◆ COLLECTED MATERIAL ◆

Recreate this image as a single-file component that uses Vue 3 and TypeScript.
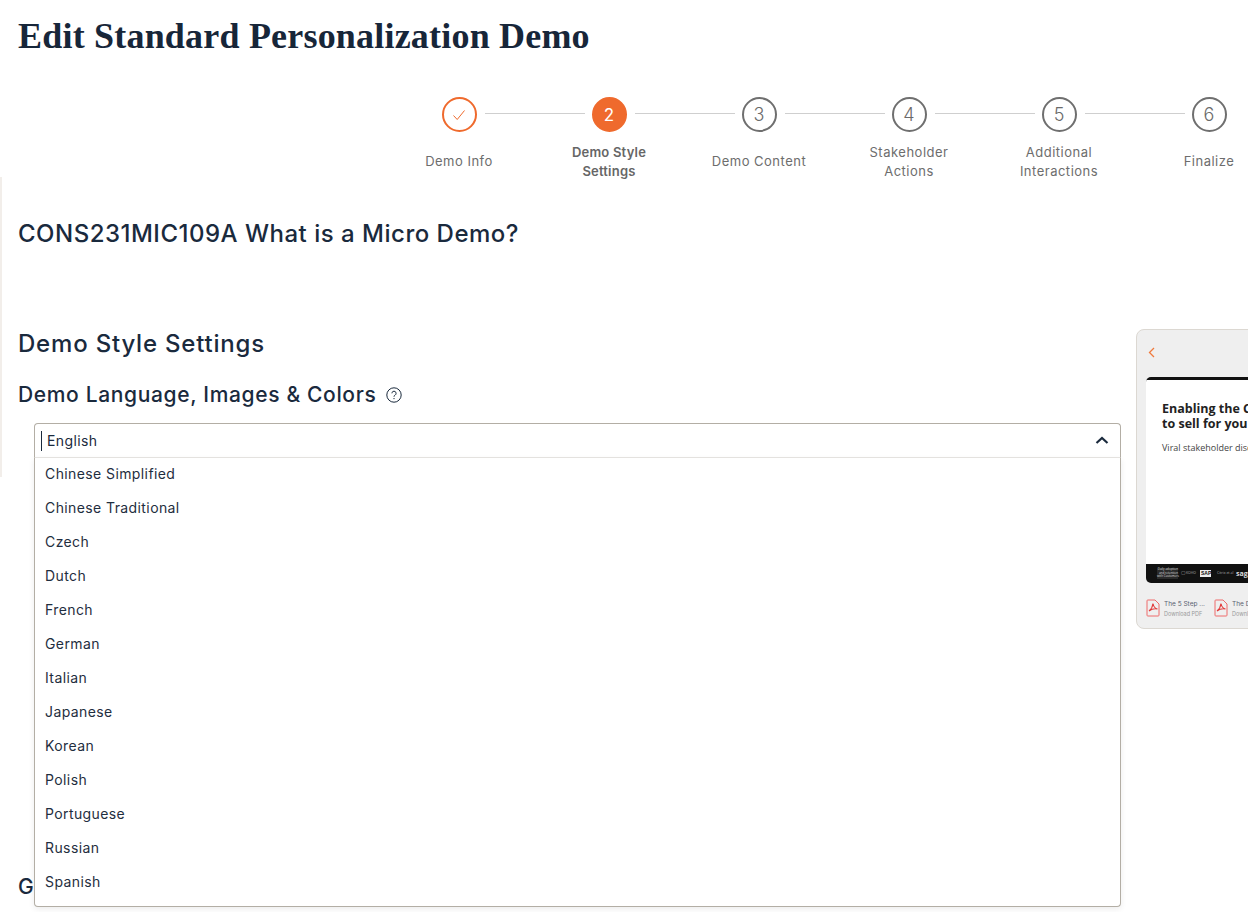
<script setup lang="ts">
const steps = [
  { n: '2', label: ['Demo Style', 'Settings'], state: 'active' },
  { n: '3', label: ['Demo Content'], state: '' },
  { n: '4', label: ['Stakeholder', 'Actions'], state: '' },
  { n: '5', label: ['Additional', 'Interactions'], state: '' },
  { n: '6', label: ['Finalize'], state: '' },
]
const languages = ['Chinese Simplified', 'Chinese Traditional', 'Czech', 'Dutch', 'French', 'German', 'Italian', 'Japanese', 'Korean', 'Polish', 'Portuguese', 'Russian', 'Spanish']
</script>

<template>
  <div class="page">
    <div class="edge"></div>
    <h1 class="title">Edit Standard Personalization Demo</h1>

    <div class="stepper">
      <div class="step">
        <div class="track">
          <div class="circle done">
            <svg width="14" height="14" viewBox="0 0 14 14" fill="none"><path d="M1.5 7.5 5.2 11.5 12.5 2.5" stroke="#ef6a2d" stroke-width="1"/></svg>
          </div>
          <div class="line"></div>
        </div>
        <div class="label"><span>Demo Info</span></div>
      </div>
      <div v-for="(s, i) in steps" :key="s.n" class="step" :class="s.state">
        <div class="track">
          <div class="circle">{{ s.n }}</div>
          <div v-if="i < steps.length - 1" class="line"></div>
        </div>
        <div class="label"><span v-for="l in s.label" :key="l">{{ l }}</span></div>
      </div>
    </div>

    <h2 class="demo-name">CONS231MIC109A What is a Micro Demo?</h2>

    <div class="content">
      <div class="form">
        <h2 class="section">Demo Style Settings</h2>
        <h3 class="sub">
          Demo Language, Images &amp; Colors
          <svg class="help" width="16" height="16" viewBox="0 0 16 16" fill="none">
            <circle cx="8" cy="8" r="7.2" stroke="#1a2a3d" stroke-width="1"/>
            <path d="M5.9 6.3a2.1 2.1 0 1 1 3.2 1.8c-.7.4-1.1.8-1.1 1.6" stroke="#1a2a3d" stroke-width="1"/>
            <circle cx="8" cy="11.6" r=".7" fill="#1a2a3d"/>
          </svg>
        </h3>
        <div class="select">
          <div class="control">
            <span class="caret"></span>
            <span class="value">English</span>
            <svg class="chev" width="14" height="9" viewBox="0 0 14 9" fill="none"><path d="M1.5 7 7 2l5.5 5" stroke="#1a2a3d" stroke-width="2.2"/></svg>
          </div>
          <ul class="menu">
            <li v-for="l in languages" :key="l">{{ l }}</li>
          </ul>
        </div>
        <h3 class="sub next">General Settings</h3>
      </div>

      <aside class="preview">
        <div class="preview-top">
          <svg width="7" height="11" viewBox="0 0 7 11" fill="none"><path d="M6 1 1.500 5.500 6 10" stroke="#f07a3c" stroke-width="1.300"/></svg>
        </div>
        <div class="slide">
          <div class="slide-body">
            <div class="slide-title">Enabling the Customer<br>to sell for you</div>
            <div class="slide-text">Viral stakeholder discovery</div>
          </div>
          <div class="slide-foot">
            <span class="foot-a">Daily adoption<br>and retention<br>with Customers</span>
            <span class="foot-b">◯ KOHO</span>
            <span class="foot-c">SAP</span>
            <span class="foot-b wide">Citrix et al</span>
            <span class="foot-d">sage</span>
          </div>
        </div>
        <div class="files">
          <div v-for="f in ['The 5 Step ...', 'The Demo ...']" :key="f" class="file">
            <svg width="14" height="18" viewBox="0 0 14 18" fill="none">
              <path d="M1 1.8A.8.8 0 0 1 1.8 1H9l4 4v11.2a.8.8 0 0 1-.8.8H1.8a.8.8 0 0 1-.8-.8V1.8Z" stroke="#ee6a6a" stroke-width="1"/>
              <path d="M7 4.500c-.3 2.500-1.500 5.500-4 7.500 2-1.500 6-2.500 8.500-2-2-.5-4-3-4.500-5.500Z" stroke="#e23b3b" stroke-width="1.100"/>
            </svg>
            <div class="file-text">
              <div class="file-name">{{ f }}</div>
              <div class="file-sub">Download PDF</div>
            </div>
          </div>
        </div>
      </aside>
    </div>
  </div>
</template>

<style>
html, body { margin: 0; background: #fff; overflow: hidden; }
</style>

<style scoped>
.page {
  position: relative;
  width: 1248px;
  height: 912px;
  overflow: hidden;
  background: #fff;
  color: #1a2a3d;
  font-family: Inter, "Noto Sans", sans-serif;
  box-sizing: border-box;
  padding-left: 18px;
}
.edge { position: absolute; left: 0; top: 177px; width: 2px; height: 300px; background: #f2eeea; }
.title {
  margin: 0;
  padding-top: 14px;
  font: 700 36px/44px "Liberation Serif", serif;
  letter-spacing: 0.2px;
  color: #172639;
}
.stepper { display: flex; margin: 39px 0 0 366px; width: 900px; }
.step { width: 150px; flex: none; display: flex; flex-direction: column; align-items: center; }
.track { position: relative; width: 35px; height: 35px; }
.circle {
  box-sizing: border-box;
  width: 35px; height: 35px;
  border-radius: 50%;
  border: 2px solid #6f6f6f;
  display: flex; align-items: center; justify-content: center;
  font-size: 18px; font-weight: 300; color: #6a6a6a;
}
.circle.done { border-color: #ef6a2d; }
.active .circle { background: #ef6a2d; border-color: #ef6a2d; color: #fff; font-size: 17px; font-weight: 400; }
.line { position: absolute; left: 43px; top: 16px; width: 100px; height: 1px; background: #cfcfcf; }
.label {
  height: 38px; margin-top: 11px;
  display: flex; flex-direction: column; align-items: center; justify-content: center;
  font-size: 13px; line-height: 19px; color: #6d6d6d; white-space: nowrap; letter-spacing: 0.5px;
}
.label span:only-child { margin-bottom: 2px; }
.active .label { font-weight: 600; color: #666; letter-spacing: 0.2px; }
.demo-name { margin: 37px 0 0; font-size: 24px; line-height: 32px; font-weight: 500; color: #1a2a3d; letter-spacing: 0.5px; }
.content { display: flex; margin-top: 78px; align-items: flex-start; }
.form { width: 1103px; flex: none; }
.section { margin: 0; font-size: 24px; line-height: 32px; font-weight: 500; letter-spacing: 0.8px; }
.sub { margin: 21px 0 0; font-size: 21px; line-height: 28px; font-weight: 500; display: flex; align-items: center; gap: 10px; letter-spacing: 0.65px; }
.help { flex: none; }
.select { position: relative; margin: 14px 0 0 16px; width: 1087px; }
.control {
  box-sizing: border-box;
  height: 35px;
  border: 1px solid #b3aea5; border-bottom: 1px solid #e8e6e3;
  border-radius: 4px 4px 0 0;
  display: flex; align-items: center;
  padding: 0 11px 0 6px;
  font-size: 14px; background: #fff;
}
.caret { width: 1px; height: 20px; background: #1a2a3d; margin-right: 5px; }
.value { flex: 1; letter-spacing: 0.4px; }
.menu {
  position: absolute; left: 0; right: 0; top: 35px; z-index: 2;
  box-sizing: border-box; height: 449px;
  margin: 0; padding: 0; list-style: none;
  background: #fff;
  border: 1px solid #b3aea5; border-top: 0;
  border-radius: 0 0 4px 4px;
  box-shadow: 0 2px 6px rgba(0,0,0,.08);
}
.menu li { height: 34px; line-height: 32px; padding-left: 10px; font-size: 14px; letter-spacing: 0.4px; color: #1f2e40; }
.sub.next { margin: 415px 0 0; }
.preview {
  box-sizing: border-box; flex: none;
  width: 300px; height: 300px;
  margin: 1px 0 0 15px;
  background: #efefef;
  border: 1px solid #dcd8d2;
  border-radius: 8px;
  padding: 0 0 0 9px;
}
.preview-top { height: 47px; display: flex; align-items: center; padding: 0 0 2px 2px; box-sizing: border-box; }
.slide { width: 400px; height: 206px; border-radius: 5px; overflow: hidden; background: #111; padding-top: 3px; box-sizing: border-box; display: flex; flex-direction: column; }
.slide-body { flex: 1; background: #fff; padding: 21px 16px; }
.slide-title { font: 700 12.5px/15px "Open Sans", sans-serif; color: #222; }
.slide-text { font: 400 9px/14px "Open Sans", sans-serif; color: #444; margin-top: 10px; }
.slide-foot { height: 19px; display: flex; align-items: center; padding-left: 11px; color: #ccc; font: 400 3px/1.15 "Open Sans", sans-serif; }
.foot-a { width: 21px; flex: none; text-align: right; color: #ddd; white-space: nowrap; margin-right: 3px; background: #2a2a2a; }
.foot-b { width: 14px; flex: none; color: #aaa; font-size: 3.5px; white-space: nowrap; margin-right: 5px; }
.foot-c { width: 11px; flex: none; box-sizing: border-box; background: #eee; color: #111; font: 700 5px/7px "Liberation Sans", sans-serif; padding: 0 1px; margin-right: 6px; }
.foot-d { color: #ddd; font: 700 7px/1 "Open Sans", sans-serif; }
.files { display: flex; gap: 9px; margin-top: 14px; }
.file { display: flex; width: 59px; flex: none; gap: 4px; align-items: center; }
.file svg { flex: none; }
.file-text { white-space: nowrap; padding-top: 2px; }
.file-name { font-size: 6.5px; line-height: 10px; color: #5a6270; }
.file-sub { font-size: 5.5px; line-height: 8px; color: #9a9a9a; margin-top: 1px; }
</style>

◆ WHAT YOU WILL DO ◆
Pictures excluded, repeat exactly the lines from the top of the material through the line with "a Micro Demo?</h2>", including both of those lines.

◆ SOLUTION TO THIS EXERCISE ◆
Recreate this image as a single-file component that uses Vue 3 and TypeScript.
<script setup lang="ts">
const steps = [
  { n: '2', label: ['Demo Style', 'Settings'], state: 'active' },
  { n: '3', label: ['Demo Content'], state: '' },
  { n: '4', label: ['Stakeholder', 'Actions'], state: '' },
  { n: '5', label: ['Additional', 'Interactions'], state: '' },
  { n: '6', label: ['Finalize'], state: '' },
]
const languages = ['Chinese Simplified', 'Chinese Traditional', 'Czech', 'Dutch', 'French', 'German', 'Italian', 'Japanese', 'Korean', 'Polish', 'Portuguese', 'Russian', 'Spanish']
</script>

<template>
  <div class="page">
    <div class="edge"></div>
    <h1 class="title">Edit Standard Personalization Demo</h1>

    <div class="stepper">
      <div class="step">
        <div class="track">
          <div class="circle done">
            <svg width="14" height="14" viewBox="0 0 14 14" fill="none"><path d="M1.5 7.5 5.2 11.5 12.5 2.5" stroke="#ef6a2d" stroke-width="1"/></svg>
          </div>
          <div class="line"></div>
        </div>
        <div class="label"><span>Demo Info</span></div>
      </div>
      <div v-for="(s, i) in steps" :key="s.n" class="step" :class="s.state">
        <div class="track">
          <div class="circle">{{ s.n }}</div>
          <div v-if="i < steps.length - 1" class="line"></div>
        </div>
        <div class="label"><span v-for="l in s.label" :key="l">{{ l }}</span></div>
      </div>
    </div>

    <h2 class="demo-name">CONS231MIC109A What is a Micro Demo?</h2>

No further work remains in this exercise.